If you’re a small business owner hiring an employee — maybe your first — you might be confused about what you should include in your employment contract. Here are some of the basic components:
1. Job Title and Description: What are you hiring your employee to do? Though you don’t need to (and shouldn’t) include an exhaustive list of the employee’s tasks, a simple job description will help keep employees accountable when they are not meeting their end of the contract.
2. Salary and Benefits: In most cases, it’s not enough to say “Company X will pay John $40,000.” Will payments be made on a weekly or bi-weekly basis? If you plan to pay the employee in equity (i.e. shares of the company), when will that equity vest? What benefits will the employee receive (e.g. healthcare insurance, vacation days, sick leave)?
3. Term of Employment: How long will the employee work for your company? If you hire an employee “at will,” you won’t need to define the length of the employment term. However, if you hire an employee for a fixed time – say, for one year – you will want to be very clear about the contract renewal process after that term ends. If you continue to employ the person after that year without expressly renewing their contract, many courts will find that you implicitly renewed the contract for the next year.
4. Grounds for Termination: If you hire your employee at-will, you can dismiss them for almost any reason. However, if you do not hire your employee at-will, you will want to be clear about what constitutes “just cause” for termination. This serves two purposes: First, courts will dismiss wrongful termination lawsuits against the company when the company has evidence that the employee met one of the grounds for termination in their contract. Second, by clearly spelling out the grounds for termination in an employment contract, you communicate to employees right from the start what they can and can’t do in the workplace.

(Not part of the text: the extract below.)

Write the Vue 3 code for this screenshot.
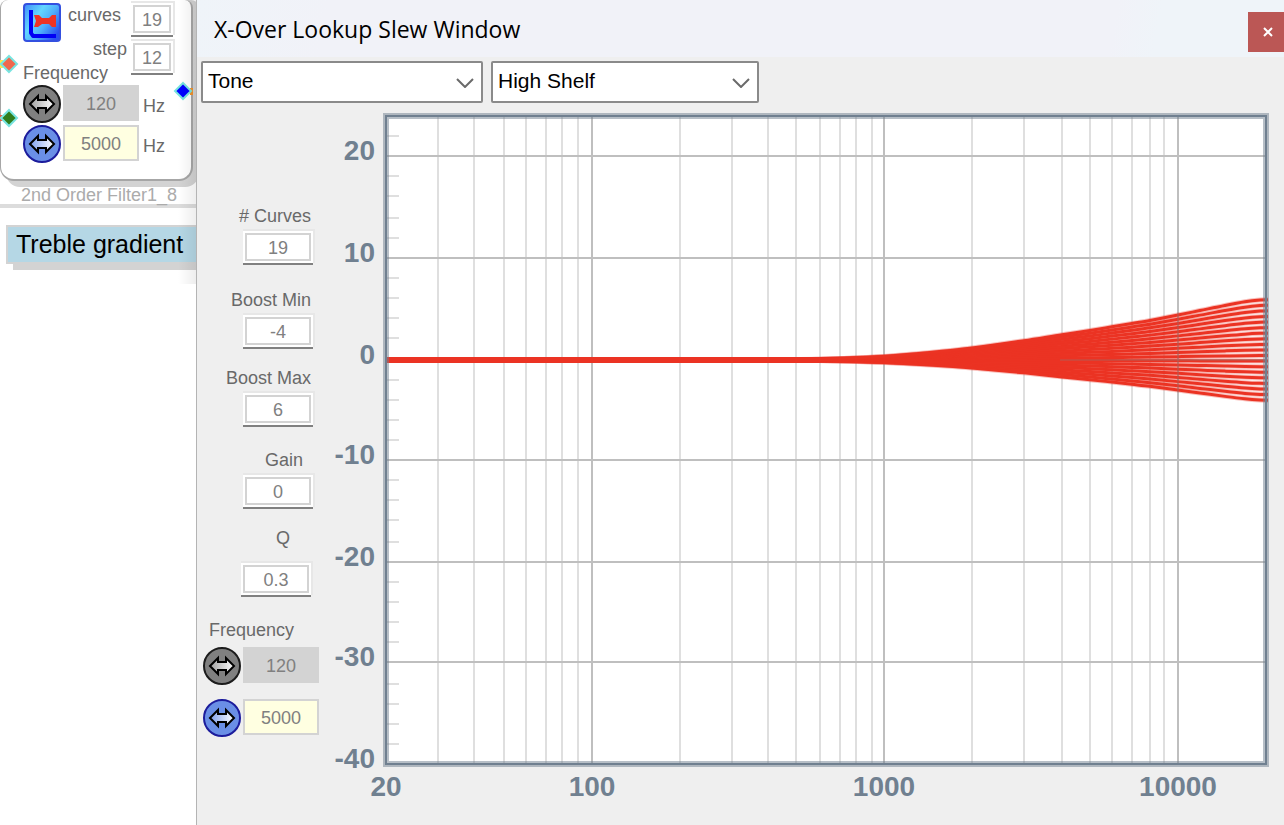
<script setup>
import { ref } from 'vue'

const curves = ref('19')
const step = ref('12')
const lowFreq = ref('120')
const highFreq = ref('5000')
const filterType = ref('Tone')
const filterShape = ref('High Shelf')

const fields = ref([
  { id: 'num-curves', label: '# Curves', value: '19', kind: 'end' },
  { id: 'boost-min', label: 'Boost Min', value: '-4', kind: 'end' },
  { id: 'boost-max', label: 'Boost Max', value: '6', kind: 'end' },
  { id: 'gain', label: 'Gain', value: '0', kind: 'mid' },
  { id: 'q', label: 'Q', value: '0.3', kind: 'spread' }
])

const majorX = [592, 884, 1178]
const minorX = [
  438, 474, 504, 526, 546, 562, 578,
  680, 732, 768, 796, 820, 840, 856, 872,
  972, 1024, 1062, 1090, 1112, 1132, 1150, 1164
]
const majorY = [156, 258, 360, 460, 562, 662]
const minorY = [
  136, 176, 196, 218, 238, 278, 298, 318, 338, 380, 400, 420, 440,
  480, 500, 520, 542, 582, 602, 622, 642, 684, 704, 724, 744
]
const yLabels = [
  { t: '20', y: 160 }, { t: '10', y: 262 }, { t: '0', y: 364 }, { t: '-10', y: 464 },
  { t: '-20', y: 566 }, { t: '-30', y: 666 }, { t: '-40', y: 768 }
]
const xLabels = [
  { t: '20', x: 386 }, { t: '100', x: 592 }, { t: '1000', x: 884 }, { t: '10000', x: 1178 }
]

// Shelf response: fraction of the full boost reached at each x
const shelf = [
  [387, 0], [740, 0], [800, 0.008], [837, 0.022], [884, 0.06], [930, 0.125], [972, 0.2],
  [1024, 0.32], [1062, 0.42], [1090, 0.49], [1112, 0.55], [1132, 0.605], [1150, 0.655],
  [1178, 0.745], [1200, 0.82], [1225, 0.905], [1245, 0.965], [1260, 0.995], [1268, 1]
]
function curvePath(db) {
  const p = shelf.map(([x, f]) => [x, 360 - f * db * 10.05])
  let d = `M${p[0][0]} ${p[0][1]}`
  for (let i = 0; i < p.length - 1; i++) {
    const a = p[Math.max(i - 1, 0)]
    const b = p[i]
    const c = p[i + 1]
    const e = p[Math.min(i + 2, p.length - 1)]
    const h = (c[0] - b[0]) / 3
    const m1 = i ? (c[1] - a[1]) / (c[0] - a[0]) : 0
    const m2 = (e[1] - b[1]) / (e[0] - b[0])
    d += ` C${b[0] + h} ${b[1] + m1 * h} ${c[0] - h} ${c[1] - m2 * h} ${c[0]} ${c[1]}`
  }
  return d
}
const paths = Array.from({ length: 19 }, (_, i) => curvePath(-4 + (i * 10) / 18))
</script>

<template>
  <div class="desktop">
    <svg class="defs" width="0" height="0" aria-hidden="true">
      <defs>
        <linearGradient id="arrowGrey" x1="0" x2="1" y1="0" y2="0">
          <stop offset="0" stop-color="#a0a0a0" /><stop offset="1" stop-color="#ffffff" />
        </linearGradient>
        <linearGradient id="arrowBlue" x1="0" x2="1" y1="0" y2="0">
          <stop offset="0" stop-color="#7fa0ee" /><stop offset="1" stop-color="#ffffff" />
        </linearGradient>
        <symbol id="swap" viewBox="0 0 38 38">
          <path d="M7 19 L15 11 V15 H23 V11 L31 19 L23 27 V23 H15 V27 Z" stroke="#000" stroke-width="2" />
        </symbol>
      </defs>
    </svg>

    <aside class="canvas">
      <section class="node">
        <div class="node-top">
          <svg class="node-icon" viewBox="0 0 38 39" aria-hidden="true">
            <defs>
              <linearGradient id="tile" x1="0" y1="0" x2="1" y2="0.7">
                <stop offset="0" stop-color="#3f8cf8" />
                <stop offset="0.4" stop-color="#62d6ff" />
                <stop offset="0.65" stop-color="#4fb0fb" />
                <stop offset="1" stop-color="#2a50f0" />
              </linearGradient>
            </defs>
            <rect x="1" y="1" width="36" height="37" rx="3" fill="url(#tile)" stroke="#3350e0" stroke-width="2" />
            <path d="M8 7 V30 L10 33 H33" fill="none" stroke="#0000f4" stroke-width="4" stroke-linejoin="round" />
            <path d="M11 12 H16 L19 15 H26 L29 12 H33 V24 H29 L26 21 H19 L15 24 H11 L13 18 Z" fill="#ee3324" />
          </svg>
          <div class="node-labels">
            <label for="curves">curves</label>
            <label for="step" class="to-end">step</label>
          </div>
          <div class="node-inputs">
            <input id="curves" v-model="curves" class="box" />
            <input id="step" v-model="step" class="box" />
          </div>
        </div>
        <div class="caption">Frequency</div>
        <div class="freq-row">
          <button class="swap" aria-label="Adjust low frequency"><svg viewBox="0 0 38 38" fill="url(#arrowGrey)"><use href="#swap" /></svg></button>
          <input id="nlow" v-model="lowFreq" class="freq off" disabled />
          <label for="nlow">Hz</label>
        </div>
        <div class="freq-row">
          <button class="swap blue" aria-label="Adjust high frequency"><svg viewBox="0 0 38 38" fill="url(#arrowBlue)"><use href="#swap" /></svg></button>
          <input id="nhigh" v-model="highFreq" class="freq" />
          <label for="nhigh">Hz</label>
        </div>
      </section>
      <div class="node-name">2nd Order Filter1_8</div>
      <div class="tag">Treble gradient</div>
      <svg class="pins" viewBox="0 0 196 130" aria-hidden="true">
        <path d="M0 60 H3 V68 H0 Z" fill="#ffe84a" />
        <path d="M0 115 H3 V121 H0 Z" fill="#f0583a" />
        <path d="M190 88 H193 V95 H190 Z" fill="#f0902c" />
        <g stroke="#78e4e0" stroke-width="2">
          <path d="M9 56 L17 64 L9 72 L1 64 Z" fill="#f0684e" />
          <path d="M9 110 L17 118 L9 126 L1 118 Z" fill="#2f7d1c" />
          <path d="M183 83 L191 91 L183 99 L175 91 Z" fill="#0000ff" />
        </g>
      </svg>
    </aside>

    <main class="window">
      <header class="titlebar">
        <h1>X-Over Lookup Slew Window</h1>
        <button class="close" aria-label="Close">
          <svg viewBox="0 0 12 12"><path d="M2 2 L10 10 M10 2 L2 10" stroke="#fff" stroke-width="2" /></svg>
        </button>
      </header>
      <div class="toolbar">
        <div class="combo combo-type">
          <select v-model="filterType" aria-label="Filter type"><option>Tone</option></select>
          <svg viewBox="0 0 18 10" aria-hidden="true"><path d="M1 1 L9 9 L17 1" fill="none" stroke="#6a6a6a" stroke-width="2" /></svg>
        </div>
        <div class="combo combo-shape">
          <select v-model="filterShape" aria-label="Filter shape"><option>High Shelf</option></select>
          <svg viewBox="0 0 18 10" aria-hidden="true"><path d="M1 1 L9 9 L17 1" fill="none" stroke="#6a6a6a" stroke-width="2" /></svg>
        </div>
      </div>

      <div class="content">
        <form class="panel" @submit.prevent>
          <div v-for="f in fields" :key="f.id" class="field" :class="f.kind">
            <label :for="f.id">{{ f.label }}</label>
            <input :id="f.id" v-model="f.value" class="box wide" />
          </div>
          <div class="freqs">
            <div class="caption">Frequency</div>
            <div class="freq-row">
              <button type="button" class="swap" aria-label="Adjust low frequency"><svg viewBox="0 0 38 38" fill="url(#arrowGrey)"><use href="#swap" /></svg></button>
              <input v-model="lowFreq" class="freq off" disabled aria-label="Low frequency" />
            </div>
            <div class="freq-row">
              <button type="button" class="swap blue" aria-label="Adjust high frequency"><svg viewBox="0 0 38 38" fill="url(#arrowBlue)"><use href="#swap" /></svg></button>
              <input v-model="highFreq" class="freq" aria-label="High frequency" />
            </div>
          </div>
        </form>

        <svg class="chart" viewBox="326 103 958 722" role="img" aria-label="Filter response curves">
          <rect x="386" y="116" width="880" height="648" fill="#fff" />
          <g stroke="#dfdfdf" stroke-width="2">
            <line v-for="x in minorX" :key="x" :x1="x" :x2="x" y1="117" y2="763" />
            <line v-for="y in minorY" :key="y" x1="387" x2="399" :y1="y" :y2="y" />
          </g>
          <g stroke="#bfbfbf" stroke-width="2">
            <line v-for="x in majorX" :key="x" :x1="x" :x2="x" y1="117" y2="763" />
            <line v-for="y in majorY" :key="y" x1="387" x2="1265" :y1="y" :y2="y" />
          </g>
          <g fill="none" stroke="#eb3323">
            <path v-for="(d, i) in paths" :key="'h' + i" :d="d" stroke-width="5" stroke-opacity="0.3" />
            <path v-for="(d, i) in paths" :key="i" :d="d" stroke-width="3" />
            <path d="M387 360 H820" stroke-width="6" />
          </g>
          <g stroke="#808080" stroke-width="2" stroke-opacity="0.25">
            <line x1="1178" x2="1178" y1="313" y2="392" />
            <line x1="1060" x2="1266" y1="360" y2="360" />
          </g>
          <rect x="386" y="116" width="880" height="648" fill="none" stroke="#708090" stroke-opacity="0.5" stroke-width="6" />
          <rect x="386" y="116" width="880" height="648" fill="none" stroke="#708090" stroke-width="2" />
          <g class="axis" text-anchor="end">
            <text v-for="l in yLabels" :key="l.t" x="375" :y="l.y">{{ l.t }}</text>
          </g>
          <g class="axis" text-anchor="middle">
            <text v-for="l in xLabels" :key="l.t" :x="l.x" y="796">{{ l.t }}</text>
          </g>
        </svg>
      </div>
    </main>
  </div>
</template>

<style>
body { background: #fff; }
</style>

<style scoped>
* { box-sizing: border-box; }
.desktop {
  display: flex;
  min-height: 100vh;
  overflow: hidden;
  font: 18px/20px "Liberation Sans", Arial, sans-serif;
  color: #696969;
}
.defs { position: absolute; }
button { border: 0; padding: 0; }
input { font: inherit; color: #808080; text-align: center; border-radius: 0; padding: 2px 0 0; margin: 0; }

.canvas { position: relative; flex: 0 0 196px; background: #fff; overflow: hidden; }
.canvas::after {
  content: "";
  position: absolute;
  top: 0;
  right: 0;
  width: 18px;
  height: 284px;
  background: linear-gradient(90deg, rgba(0, 0, 0, 0), rgba(0, 0, 0, 0.07));
}
.node {
  width: 193px;
  height: 181px;
  padding-left: 22px;
  border: solid #a6a6a6;
  border-width: 0 2px 2px 1px;
  border-radius: 8px 8px 14px 14px;
  background: #fff;
  box-shadow: 6px 6px 0 #d3d3d3, 6px 0 0 #d3d3d3;
}
.node-top { display: flex; height: 63px; padding-top: 5px; }
.node-icon { width: 38px; height: 39px; margin: -2px 7px 0 0; flex: none; }
.node-labels { display: flex; flex-direction: column; gap: 14px; width: 59px; }
.node-labels label { height: 20px; }
.to-end { text-align: right; }
.node-inputs { display: flex; flex-direction: column; gap: 10px; margin-left: 6px; }
.caption { height: 22px; }
.box {
  width: 38px;
  height: 28px;
  flex: none;
  border: 2px solid #d3d3d3;
  background: #fff;
  box-shadow: 0 0 0 2px #fff, 0 2px 0 2px #808080, 1px -1px 0 3px #e7e7e7;
}
.wide { width: 66px; }
.freq-row { display: flex; gap: 2px; height: 40px; }
.freq-row label { margin: 11px 0 0 2px; }
.swap { width: 38px; height: 38px; flex: none; border: 2px solid #1c1c1c; border-radius: 50%; background: #808080; }
.swap svg { display: block; width: 38px; height: 38px; margin: -2px; }
.swap.blue { border-color: #1c1c9c; background: #6a8fe6; }
.freq { width: 76px; height: 36px; border: 2px solid #d3d3d3; background: #ffffe1; }
.freq.off { background: #d3d3d3; }
.node-name {
  position: relative;
  height: 27px;
  padding: 4px 0 0 21px;
  border-bottom: 4px solid #dcdcdc;
  color: #ababab;
  white-space: nowrap;
}
.node-name::before {
  content: "";
  position: absolute;
  z-index: -1;
  inset: 6px 3px 0 0;
  background: #fff;
}
.tag {
  margin: 17px 0 0 6px;
  height: 39px;
  padding-left: 8px;
  border: 2px solid #d3d3d3;
  border-right: 0;
  background: #b5d7e5;
  box-shadow: 7px 6px 0 #d3d3d3;
  color: #000;
  font-size: 25px;
  line-height: 34px;
  white-space: nowrap;
}
.pins { position: absolute; left: 0; top: 0; width: 196px; height: 130px; pointer-events: none; }

.window { flex: 1; min-width: 0; border-left: 1px solid #b4b4b4; background: #efefef; }
.titlebar {
  display: flex;
  align-items: center;
  justify-content: space-between;
  height: 57px;
  padding-left: 17px;
  background: linear-gradient(100deg, #eff4f9, #f1f2f8 12%, #f1f2f8 84%, #eff4f9 88%);
}
h1 { margin: 0; font: 400 23px/30px "Open Sans", "Noto Sans", sans-serif; color: #000; white-space: nowrap; }
.close { display: grid; place-items: center; width: 36px; height: 40px; margin-top: 7px; padding-left: 4px; background: #bb5755; }
.close svg { width: 12px; height: 12px; }
.toolbar { display: flex; gap: 8px; padding: 4px 4px 0; height: 46px; }
.combo { position: relative; height: 42px; }
.combo-type { width: 282px; }
.combo-shape { width: 268px; }
.combo select {
  appearance: none;
  width: 100%;
  height: 42px;
  padding: 0 36px 2px 5px;
  border: 2px solid #8a8a8a;
  border-radius: 2px;
  background: #fff;
  color: #000;
  font: 21px/36px "Liberation Sans", Arial, sans-serif;
}
.combo svg { position: absolute; right: 9px; top: 17px; width: 18px; height: 10px; pointer-events: none; }

.content { display: flex; align-items: flex-start; }
.panel {
  flex: 0 0 129px;
  display: grid;
  grid-template-rows: 84px 78px 82px 78px 92px auto;
  padding-top: 103px;
}
.field { display: flex; flex-direction: column; align-items: flex-end; gap: 7px; padding-right: 15px; white-space: nowrap; }
.field label { height: 20px; }
.mid label { padding-right: 8px; }
.spread { gap: 17px; padding-right: 17px; }
.spread label { padding-right: 19px; }
.freqs { padding-left: 6px; }
.freqs .caption { height: 27px; padding-left: 6px; }
.freqs .freq-row { height: 52px; }
.chart { display: block; flex: 1; min-width: 0; width: 100%; height: auto; }
.axis { font: 700 28px "Liberation Sans", Arial, sans-serif; fill: #708090; }
</style>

5. Confidentiality Agreement: If you want your employees to keep quiet when it comes to trade secrets and other confidential matters, then you should have them sign a confidentiality or non-disclosure agreement. This agreement can be included as part of their employment contract or can be a separately-signed agreement.
6. Assignment Agreement: If your employee invents something using the company’s resources, does the company get to keep that invention? By including an assignment agreement, you make clear that the company belongs anything that your employee invents during the course of his or her employment.
7. Non-Compete Clause: Can your employee work with a competitor while employed by your company? How about after they leave your company? Non-compete agreements, while widely unpopular among employees and generally unenforceable in California, are nonetheless common. They may be incorporated into the primary employment contract or signed as a separate agreement.
8. Dispute Resolution: Many companies include an arbitration clause in their employment contracts, which prevents an employee from filing a suit in court without first going through binding arbitration. Avoiding court can help save on legal fees.
9. Choice of Law: While you certainly want to avoid the courts, you might end up there if the employment relationship turns sour. In the employment contract, you can decide which state’s laws will govern the contract by including a choice of law provision. These provisions help a company predict the outcome of legal disputes based on the state’s employment law.
Being on the hiring end of an employment relationship means it’s your responsibility to make sure that the company has a clear employment contract. As always, it’s a good idea to talk with an attorney, but being familiar with the basics will help you focus that conversation.